A pesticide is “any substance or mixture of substances intended for preventing, destroying, repelling, or mitigating any pest” (EPA 2014a). Classes of pesticides and their targeted pests include, but are not limited to, herbicides (weeds), insecticides (insects), fungicides (fungi), nematocides (nematodes), rodenticides (vertebrate poisons), acaricides (mites), piscicide (fish) (FAO 1995; Singh 2012). Pesticides can runoff into nearby streams or infiltrate the soil to reach the groundwater. The most ecologically harmful pesticides (that bioaccumulate, drift to non-target organisms, or have long residence times) tend to be water insoluble, have low adsorption capabilities, long half-lives, and high volatility (Fishel 2008). However, each pesticide behaves differently in different environmental and geographic conditions. The relationship between pesticides and environmental sustainability has been alluded to extensively—pesticides can present serious threats to aquatic life, lead to imbalances in entire ecosystems (e.g. Rachel Carson’s Silent Spring), and can cause systemic damage to the human body, especially when improperly or excessively applied.
Metric 1: Intensity of Use (kg. applied per non-organic acre of farmland).
Sources and assumptions: The intensity metric is compiled from the U.S. Department of Agriculture’s National Agricultural Statistics Service’s cropland database and data from EPA and state government resources. The assumption is that this data is up to date and accurate and that it adequately portrays a state’s pesticide use practices.

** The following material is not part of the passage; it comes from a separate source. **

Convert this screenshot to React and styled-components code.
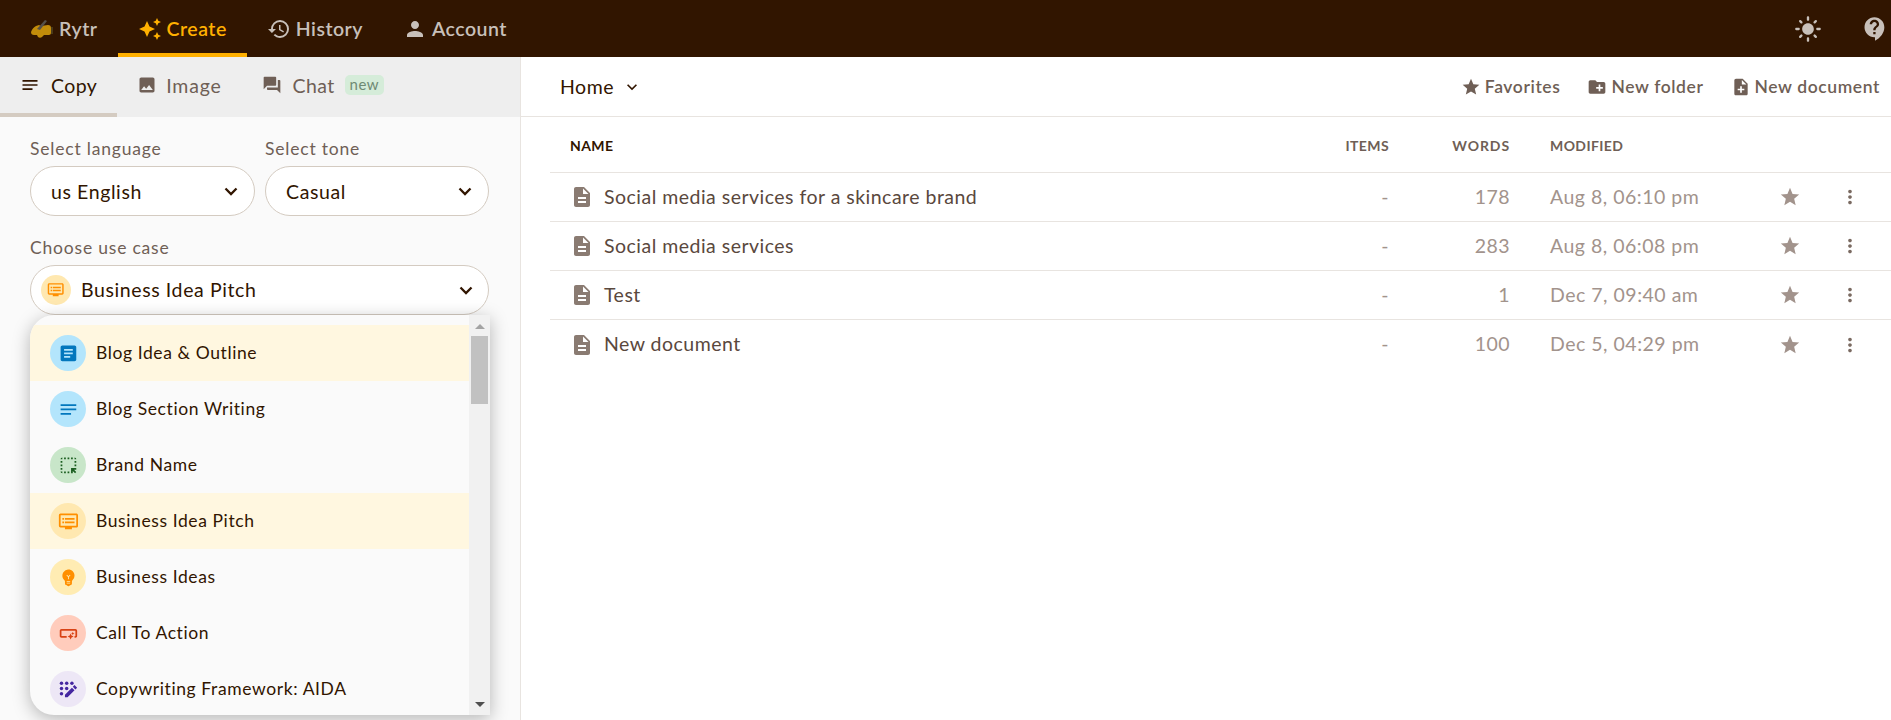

Results for Intensity Metric
Indiana ranked 6th out of 10 states in the intensity of pesticide use which is reasonable considering Indiana is an agricultural state, but could be doing a lot more to reduce its reliance on conventional pesticide use.
Metric 2: Percent of Pesticide Impaired Waters
Definition and Justification
Pursuant to section 303(d) of the Clean Water Act, states must submit comprehensive water quality assessments to the EPA every two years delineating impaired waters based on various categories of potential use. States also list, in varying degrees of detail, the source pollutant(s) for each impaired water. An efficient measurement of a state’s sustainability in terms of its pesticide use is the percentage of impaired waters with pesticides as the main source pollutant.
The data for this metric come from each state’s respective comprehensive water quality assessments submitted to the EPA pursuant to the Clean Water Act. We used the EPA Water Quality Assessments and Total Maximum Daily Loads (TMDLs) database to search previous 303(d) lists which are not as recent as possible but are more consistent and available than state published resources. The final figure is calculated by dividing each state’s miles of pesticide impaired waters by the total miles of impaired waters to yield an initial percentage and then dividing each state’s total miles squared of pesticide impaired waters by their total miles squared of impaired waters to yield a second percentage-then adding the two percentages together for a final sum.
Rather than basing the metric on the total miles and total miles squared of pesticide impaired, we based it on the amount of pesticide impaired waters as a percentage of a state’s total impaired waters–in this way the metric avoids unfair bias towards states with more or fewer miles of water than others. Accounting for that, West Virginia and Kentucky rank 1st and 2nd (West Virginia ranks first based on the larger denominator of potentially impaired waters). This makes sense as both Kentucky and West Virginia are mining states, rather than farming. Indiana ranks 3rd as they report only one pesticide contaminated water body since 2008. While only 0.05 percent of Michigan’s rivers and streams (miles) are pesticide-impaired, Michigan ranks 10th by a large margin due to the 34,392.1 miles squared of Great Lakes contaminated with chlordane. Illinois also encounters this same problem as it shares borders with Great Lakes.